Similarly, Microsoft has not rated the Messenger vulnerability as critical because it only deals with information disclosure; however, it opens up the opportunity for a “social-engineering attack that we haven’t seen before” and should be taken seriously, said Amol Sarwate, manager of the vulnerabilities research lab at Qualys. Qualys, based in Redwood Shores, California, provides vulnerability-management and policy-compliance services.
“It allows attackers to invite people for audio or video conferencing by impersonating a victim,” he said, noting that it also is a zero-day vulnerability.
Last Thursday Microsoft said it expected to release 12 security updates on Tuesday as part of its monthly patch cycle, called Patch Tuesday by security researchers, but at the last minute pulled one of those updates because of quality issues, the company said.

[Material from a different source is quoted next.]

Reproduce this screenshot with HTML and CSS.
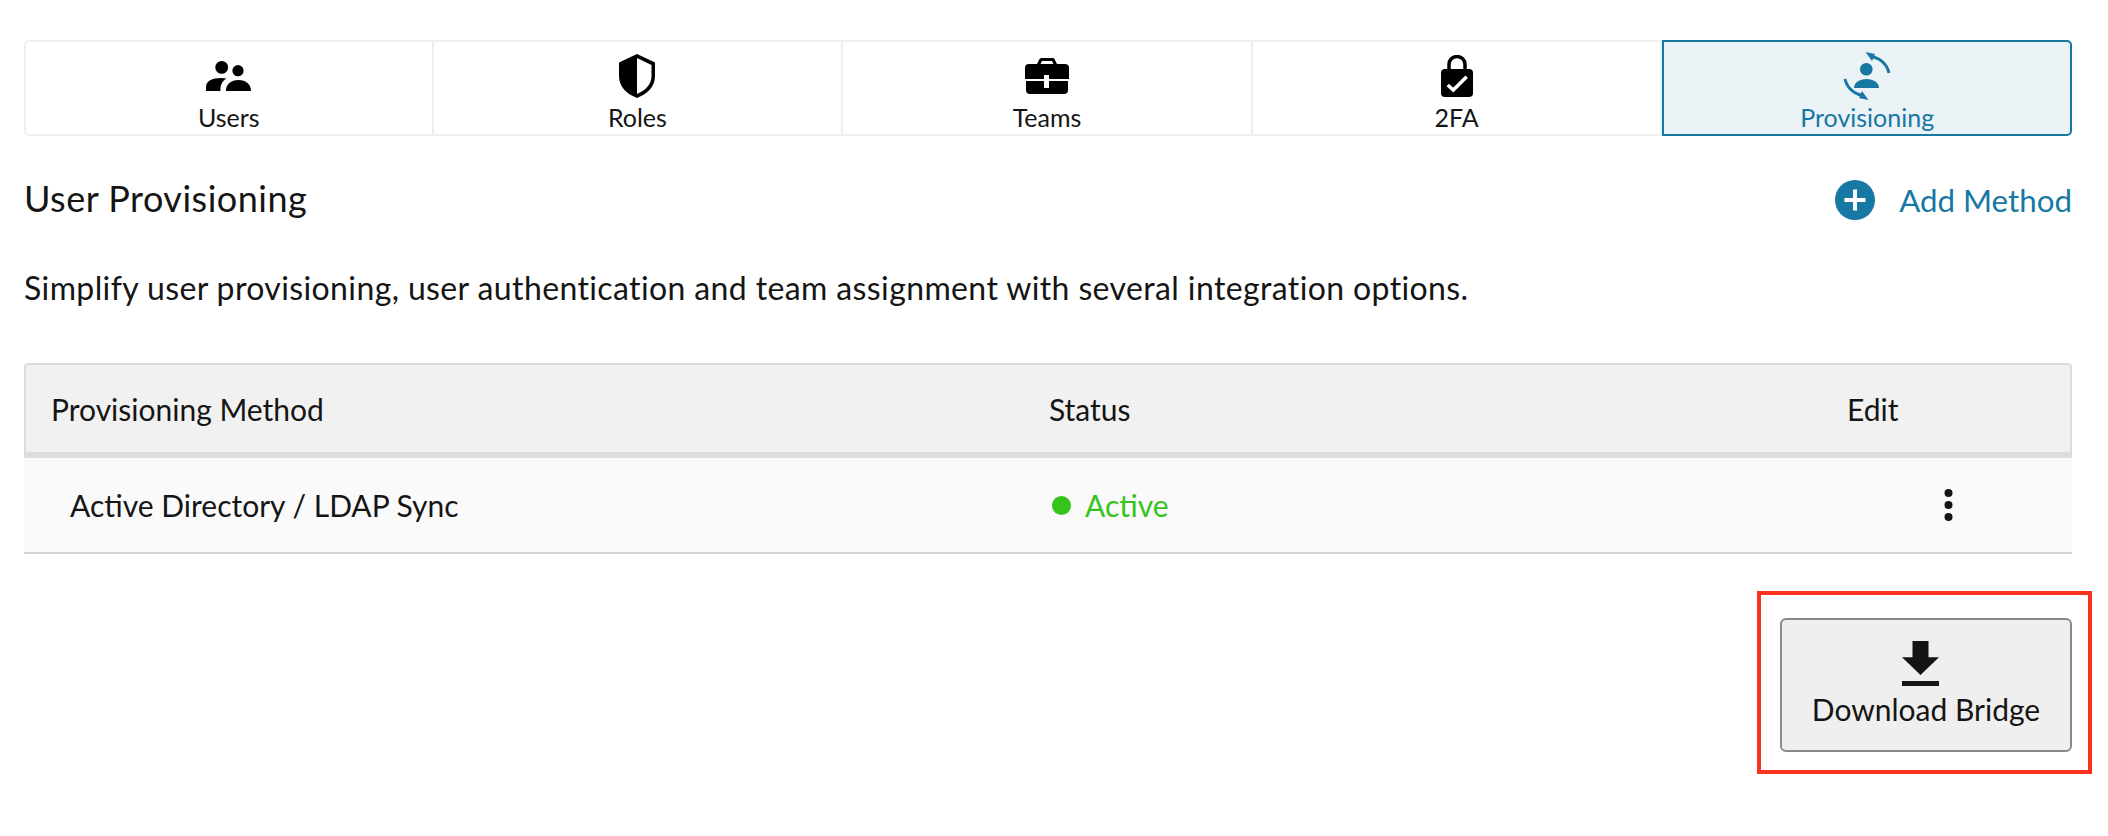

Microsoft did not provide further information on if and when it would release the update; however, when updates have been pulled at the last minute before, they are usually released as part of the next month’s patch cycle.
Also complicating matters this month is a recent security advisory and patch Microsoft sent out for the tool many companies use to patch Microsoft applications, Windows Server Update Services, Leatham said. He advised that companies ensure they update the tool and verify that it is working properly before installing August’s patches.
“There was an odd bug causing some security patches not to be deployed into areas of organizations,” Leatham said. “You want to make sure your WSUS server has been patched” before installing another round of updates.